<<<<
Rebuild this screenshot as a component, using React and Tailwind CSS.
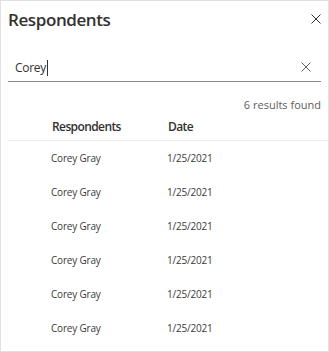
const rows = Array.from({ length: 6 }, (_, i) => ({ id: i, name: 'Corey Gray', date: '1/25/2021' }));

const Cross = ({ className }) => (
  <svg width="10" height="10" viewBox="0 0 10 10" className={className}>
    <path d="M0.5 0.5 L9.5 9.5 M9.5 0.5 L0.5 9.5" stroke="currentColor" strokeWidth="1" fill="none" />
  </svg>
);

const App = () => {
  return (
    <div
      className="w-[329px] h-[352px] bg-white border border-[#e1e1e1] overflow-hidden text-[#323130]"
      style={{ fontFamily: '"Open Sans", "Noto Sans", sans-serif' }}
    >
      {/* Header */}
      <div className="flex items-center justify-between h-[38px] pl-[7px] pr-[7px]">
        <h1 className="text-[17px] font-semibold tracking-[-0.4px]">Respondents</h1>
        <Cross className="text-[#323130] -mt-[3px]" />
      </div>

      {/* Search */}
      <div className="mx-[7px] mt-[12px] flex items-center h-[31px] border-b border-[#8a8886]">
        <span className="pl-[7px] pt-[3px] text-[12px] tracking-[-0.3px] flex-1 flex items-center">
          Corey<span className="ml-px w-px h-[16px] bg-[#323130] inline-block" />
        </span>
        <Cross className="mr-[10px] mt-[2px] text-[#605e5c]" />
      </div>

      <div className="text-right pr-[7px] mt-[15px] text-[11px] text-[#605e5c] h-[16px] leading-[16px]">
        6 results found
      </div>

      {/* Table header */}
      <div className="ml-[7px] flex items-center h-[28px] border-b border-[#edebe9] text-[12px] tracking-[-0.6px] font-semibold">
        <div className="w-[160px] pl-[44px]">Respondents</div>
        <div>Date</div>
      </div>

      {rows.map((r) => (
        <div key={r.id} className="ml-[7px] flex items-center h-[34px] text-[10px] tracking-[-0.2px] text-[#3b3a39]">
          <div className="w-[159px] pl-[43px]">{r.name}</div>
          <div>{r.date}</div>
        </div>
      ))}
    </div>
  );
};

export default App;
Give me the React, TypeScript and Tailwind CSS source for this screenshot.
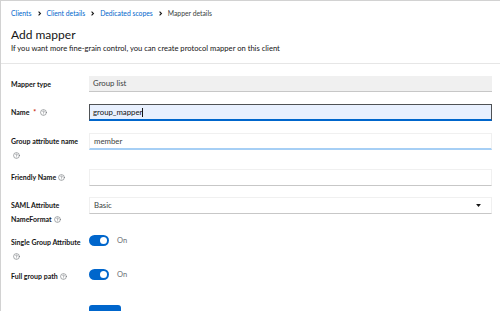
>>>>
◆ WHAT YOU HAVE TO DO: Leave out the pictures and copy everything else in the records word for word.

◆ ANSWER TO THE EXERCISE:
Rebuild this screenshot as a component, using React and Tailwind CSS.
const rows = Array.from({ length: 6 }, (_, i) => ({ id: i, name: 'Corey Gray', date: '1/25/2021' }));

const Cross = ({ className }) => (
  <svg width="10" height="10" viewBox="0 0 10 10" className={className}>
    <path d="M0.5 0.5 L9.5 9.5 M9.5 0.5 L0.5 9.5" stroke="currentColor" strokeWidth="1" fill="none" />
  </svg>
);

const App = () => {
  return (
    <div
      className="w-[329px] h-[352px] bg-white border border-[#e1e1e1] overflow-hidden text-[#323130]"
      style={{ fontFamily: '"Open Sans", "Noto Sans", sans-serif' }}
    >
      {/* Header */}
      <div className="flex items-center justify-between h-[38px] pl-[7px] pr-[7px]">
        <h1 className="text-[17px] font-semibold tracking-[-0.4px]">Respondents</h1>
        <Cross className="text-[#323130] -mt-[3px]" />
      </div>

      {/* Search */}
      <div className="mx-[7px] mt-[12px] flex items-center h-[31px] border-b border-[#8a8886]">
        <span className="pl-[7px] pt-[3px] text-[12px] tracking-[-0.3px] flex-1 flex items-center">
          Corey<span className="ml-px w-px h-[16px] bg-[#323130] inline-block" />
        </span>
        <Cross className="mr-[10px] mt-[2px] text-[#605e5c]" />
      </div>

      <div className="text-right pr-[7px] mt-[15px] text-[11px] text-[#605e5c] h-[16px] leading-[16px]">
        6 results found
      </div>

      {/* Table header */}
      <div className="ml-[7px] flex items-center h-[28px] border-b border-[#edebe9] text-[12px] tracking-[-0.6px] font-semibold">
        <div className="w-[160px] pl-[44px]">Respondents</div>
        <div>Date</div>
      </div>

      {rows.map((r) => (
        <div key={r.id} className="ml-[7px] flex items-center h-[34px] text-[10px] tracking-[-0.2px] text-[#3b3a39]">
          <div className="w-[159px] pl-[43px]">{r.name}</div>
          <div>{r.date}</div>
        </div>
      ))}
    </div>
  );
};

export default App;
Give me the React, TypeScript and Tailwind CSS source for this screenshot.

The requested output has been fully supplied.